なお、会計参与は会社法上の機関の一つであり、取締役や監査役と同様に株式会社の役員ですが、他の役員とは独立した立場を維持しつつ、取締役と共同して計算関係書類を作成するといったようなものです。監査役と違い、取締役の業務の適正性を監査する責任はなくあくまで財務報告に関する責任を負っている点が特徴として挙げられます。また、会社とは別にその計算関係書類を5年間備え置いて、会社の株主や債権者の請求に応じて、閲覧や謄本等の交付に対応することが義務づけられています。導入当初の趣旨は専門家を会社のために役立てるというもので、より具体的には会計・税務の専門的立場から会社の財務報告の信頼性を高めるというものだと思われます。会計参与になれるのは、会計専門家である税理士・公認会計士に限られており、その設置については任意に行う事ができます。
内部統制監査
内部統制監査とは、財務諸表に不正や誤謬が生じることを予防・発見する内部統制が適切に整備されているか、また、適切に運用されているかを監査することです。
狭義では、制度監査の実行において効率性を高めるために、企業の構築する内部統制に依拠して監査計画を策定するため、内部統制の機能面から信頼性を図る目的で行われます。

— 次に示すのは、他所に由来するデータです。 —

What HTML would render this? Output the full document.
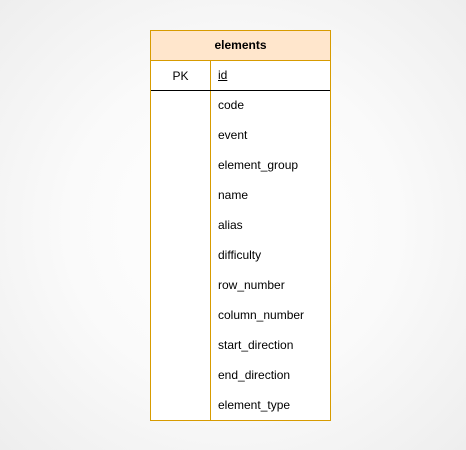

広義的な意味合いとしては、会計監査目的にかかわらず、内部統制が有効に機能しているか等を独立の第三者からチェックする行為を指すものと思われます。
例えば社内の業務フローにおいて、不正が起こりうる箇所などを把握したいという企業のニーズに応じて、取引の承認権限系統の把握を分析したり
実際に取引のウォークスルーを行い取引フローの理解・整理の検証や職務分掌の状況の検証およびコントロールの整備状況の評価などを行うものです。
制度としては、ディスクロージャーの信頼性を確保するための企業における内部統制が有効に機能していることを経営者自らが評価し、「内部統制報告書」を金融商品取引法に基づき作成することを義務づけた制度が存在します。この制度は、通称J-SOXと呼ばれています。
開示企業における内部統制の充実は、個々の開示企業に業務の適正化・効率化等を通じた様々な利益をもたらすと同時に、ディスクロージャーの全体の信頼性、ひいては証券市場に対する内外の信認を高めるものであり、開示企業を含めたすべての市場参加者に多大な利益をもたらすものであると考えられており、「内部統制報告書」は公認会計士等による監査を受けることとされています。